* Begin Recorded data *

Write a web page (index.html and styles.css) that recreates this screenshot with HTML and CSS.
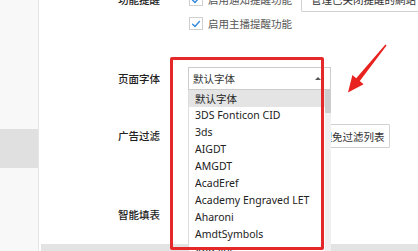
FILE: index.html
```html
<!DOCTYPE html>
<html lang="zh-CN">
<head>
<meta charset="utf-8">
<title>设置</title>
<link rel="stylesheet" href="styles.css">
</head>
<body>
<div class="app">
  <aside class="sidebar">
    <div class="side-item"></div>
    <div class="side-item"></div>
    <div class="side-item"></div>
    <div class="side-item"></div>
    <div class="side-item active"></div>
    <div class="side-item"></div>
    <div class="side-item"></div>
  </aside>
  <main class="content">
    <div class="settings">
      <section class="row row-remind">
        <div class="label label-first">功能提醒</div>
        <div class="controls">
          <div class="line line-first">
            <label class="check"><span class="box"><svg viewBox="0 0 12 12" width="12" height="12"><path d="M2.6 6.2 L5 8.4 L9.4 3.6" fill="none" stroke="#3d8ee0" stroke-width="1.5" stroke-linecap="round" stroke-linejoin="round"/></svg></span>启用通知提醒功能</label>
            <button class="btn btn-top">管理已关闭提醒的網站</button>
          </div>
          <div class="line">
            <label class="check"><span class="box"><svg viewBox="0 0 12 12" width="12" height="12"><path d="M2.6 6.2 L5 8.4 L9.4 3.6" fill="none" stroke="#3d8ee0" stroke-width="1.5" stroke-linecap="round" stroke-linejoin="round"/></svg></span>启用主播提醒功能</label>
          </div>
        </div>
      </section>
      <section class="row row-font">
        <div class="label">页面字体</div>
        <div class="controls">
          <div class="select">
            <span class="select-value">默认字体</span>
            <span class="caret"></span>
            <div class="dropdown">
              <ul class="options">
                <li class="selected">默认字体</li>
                <li>3DS Fonticon CID</li>
                <li>3ds</li>
                <li>AIGDT</li>
                <li>AMGDT</li>
                <li>AcadEref</li>
                <li>Academy Engraved LET</li>
                <li>Aharoni</li>
                <li>AmdtSymbols</li>
                <li>Andalus</li>
              </ul>
              <div class="vscroll"><div class="thumb"></div></div>
            </div>
          </div>
        </div>
      </section>
      <section class="row row-ad">
        <div class="label">广告过滤</div>
        <div class="controls">
          <button class="btn btn-ad">管理免过滤列表</button>
        </div>
      </section>
      <section class="row row-fill">
        <div class="label">智能填表</div>
        <div class="controls"></div>
      </section>
    </div>
    <div class="hscroll"></div>
  </main>
  <div class="annot-box"></div>
  <svg class="annot-arrow" viewBox="0 0 60 60" width="60" height="60">
    <polygon points="45.4,4.5 46.6,5.5 19.8,41 23.6,44.2 8,52.5 12.4,35 16.2,38.2" fill="#e8231f"/>
  </svg>
</div>
</body>
</html>
```

FILE: styles.css
```css
* { box-sizing: border-box; }
html, body {
  margin: 0;
  padding: 0;
  width: 418px;
  height: 251px;
  overflow: hidden;
  background: #ffffff;
}
body {
  font-family: "Noto Sans", "Noto Sans CJK SC", sans-serif;
  font-size: 10.5px;
  color: #333333;
}
.app {
  position: relative;
  display: flex;
  width: 418px;
  height: 251px;
}
.sidebar {
  width: 39px;
  flex: none;
  background: #f8f8f8;
  border-right: 1px solid #e6e6e6;
  display: flex;
  flex-direction: column;
  margin-top: -27px;
}
.side-item {
  height: 39px;
  flex: none;
}
.side-item.active {
  background: #e0e0e0;
}
.content {
  flex: 1;
  display: flex;
  flex-direction: column;
  height: 251px;
  min-width: 0;
}
.settings {
  flex: 1;
  min-height: 0;
  display: flex;
  flex-direction: column;
  margin-top: -13px;
}
.row {
  display: flex;
  align-items: flex-start;
  flex: none;
}
.label {
  width: 121px;
  flex: none;
  text-align: right;
  line-height: 23px;
  color: #222222;
  font-weight: 500;
  font-family: "Noto Sans CJK SC", sans-serif;
}
.label-first {
  line-height: 25px;
}
.controls {
  margin-left: 28px;
  display: flex;
  flex-direction: column;
  flex: 1;
  min-width: 0;
}
.line {
  display: flex;
  align-items: center;
  height: 23px;
  white-space: nowrap;
}
.line-first {
  height: 25px;
}
.check {
  display: flex;
  align-items: center;
  gap: 5px;
  margin-left: 1px;
  color: #555555;
  font-family: "Noto Sans CJK SC", sans-serif;
}
.box {
  width: 14px;
  height: 13px;
  border: 1px solid #cfcfcf;
  background: #ffffff;
  display: flex;
  align-items: center;
  justify-content: center;
}
.btn {
  font-family: "Noto Sans CJK SC", sans-serif;
  font-size: 10.5px;
  color: #333333;
  background: #ffffff;
  border: 1px solid #d2d2d2;
  border-radius: 1px;
  white-space: nowrap;
  padding: 0 6px;
}
.btn-top {
  height: 24px;
  margin-left: 9px;
  padding-left: 9px;
}
.row-font {
  margin-top: 32px;
}
.select {
  position: relative;
  width: 143px;
  height: 23px;
  border: 1px solid #cccccc;
  background: #ffffff;
  display: flex;
  align-items: center;
  padding-left: 4px;
  font-family: "Noto Sans CJK SC", sans-serif;
  color: #333333;
}
.select-value { flex: 1; }
.caret {
  width: 0;
  height: 0;
  border-left: 3px solid transparent;
  border-right: 3px solid transparent;
  border-bottom: 3px solid #555555;
  margin-right: 9px;
}
.dropdown {
  position: absolute;
  left: -1px;
  top: 22px;
  width: 143px;
  height: 170px;
  background: #ffffff;
  border-left: 1px solid #dedede;
  display: flex;
  z-index: 5;
}
.options {
  list-style: none;
  margin: 0;
  padding: 0;
  flex: 1;
  min-width: 0;
}
.options li {
  height: 17px;
  line-height: 17px;
  padding-left: 6px;
  color: #222222;
  white-space: nowrap;
  font-family: "Noto Sans", "Noto Sans CJK SC", sans-serif;
}
.options li.selected {
  background: #e4e4e4;
  font-family: "Noto Sans CJK SC", sans-serif;
}
.vscroll {
  width: 6px;
  flex: none;
  background: #f0f0f0;
}
.thumb {
  height: 23px;
  background: #cdcdcd;
}
.row-ad {
  margin-top: 34px;
}
.row-ad .label { line-height: 24px; }
.btn-ad {
  height: 24px;
  align-self: flex-start;
  margin-left: 117px;
  padding: 0 4px 0 5px;
}
.row-fill {
  margin-top: 55px;
}
.row-fill .label { line-height: 24px; }
.hscroll {
  height: 7px;
  flex: none;
  margin-left: 2px;
  background: #e3e3e3;
}
.annot-box {
  position: absolute;
  left: 170px;
  top: 57px;
  width: 154px;
  height: 193px;
  border: 3px solid #e5282a;
  border-radius: 2px;
  z-index: 10;
}
.annot-arrow {
  position: absolute;
  left: 340px;
  top: 40px;
  z-index: 10;
}
```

* End Recorded data *

Problem to solve.
Extract all lines from the data in which "styles" is found.

The completed task.
Write a web page (index.html and styles.css) that recreates this screenshot with HTML and CSS.
<link rel="stylesheet" href="styles.css">
FILE: styles.css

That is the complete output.